You Can't Order A Deluxe Grilled Cheese.


            Maira Kalman’s The Principles of Uncertainty first struck me as a rather ambitious project. How can uncertainty be given governing rules? If only we could fit the uncertain future into a neat Excel spreadsheet of principles, wouldn’t life be easier? I was suspicious of anyone who claimed to be able to do that. Upon completion of Kalman’s book, however, I began to appreciate her project and direction. She tell us that she is “curious about all the little things that make up a life” (50), and she strings together a collection of random moments, captured in illustration. These moments are indicative of real life. After all, life itself is simply a collection of moments, and it’s up to us to string them together in whatever way we can. Sometimes time is the only thing that connects our random collection of identities together, and I was struck by this thought when reflecting upon Kalman’s book. She asks the big questions outright, and does not pretend to have any answer to “Are things normal?” or “What will happen to us all?” She chalks it all up to life’s uncertainty, but shows us her own methods for getting along anyway.

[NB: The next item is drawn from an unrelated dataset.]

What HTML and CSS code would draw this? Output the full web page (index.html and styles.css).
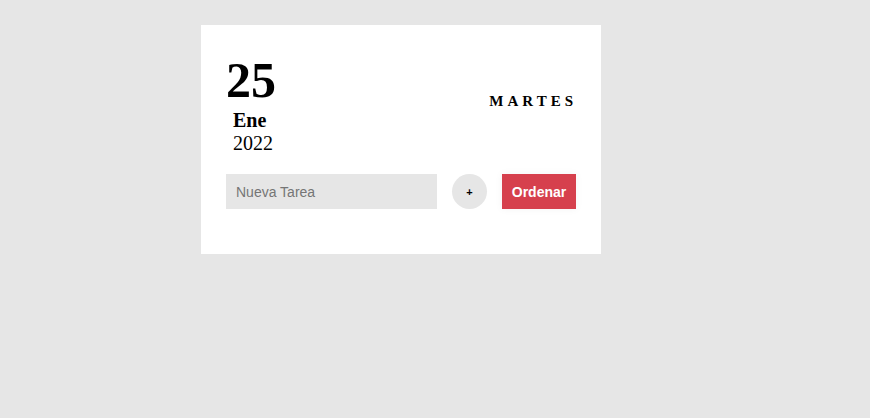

The illustrations-coupled-with-musings form is one we’ve seen before. Amy Sedaris’ fascinating entertainment guide also matched her own personal anecdotes with a hodgepodge of images, and followed the same kind of wandering plotline. Some of her comments, such as “You cannot order a deluxe grilled cheese sandwich. There are limits to deluxe,” and “I would love you to come to my party. It will be on a Sunday afternoon. Let’s avoid a nighttime party,” even sound like phrases of which Sedaris would approve. Both women break the convention of a normal novel, and personalize their words with their own worldviews.

            This book also reminded me a bit of the Marx Brothers’ Duck Soup. It wasn’t the quiet, musing nature of Kalman’s work that brought the rowdy vaudeville troupe to mind, but rather the breaking of convention. The works of the Mark Brothers and Kalman, and, indeed, Sedaris as well, take the form of a collection of moments, only marginally held together by linear time or plot. While the moments are quipping and hilarious for Groucho, Chico and Harpo, and quietly funny and reflective for Kalman, both brands of humor cause the audience to look inward. The plot is not the point of either, but it is the character study that is of most interest. In both instances I wondered whether I was like one of the characters in their stories. The Marx Brothers made me consider whether or not I am also ridiculous in some way, but Kalman made me think about whether or not I am one of the people whose photograph will be discovered on a flea market keychain in a bin in forty years. They are the same question—the question of identity and the way that identity fits into the larger point of life—but asked in different ways. We can never be certain of this identity until it is in retrospect, but, for now, Kalman lends us her worldview to help us get along anyway.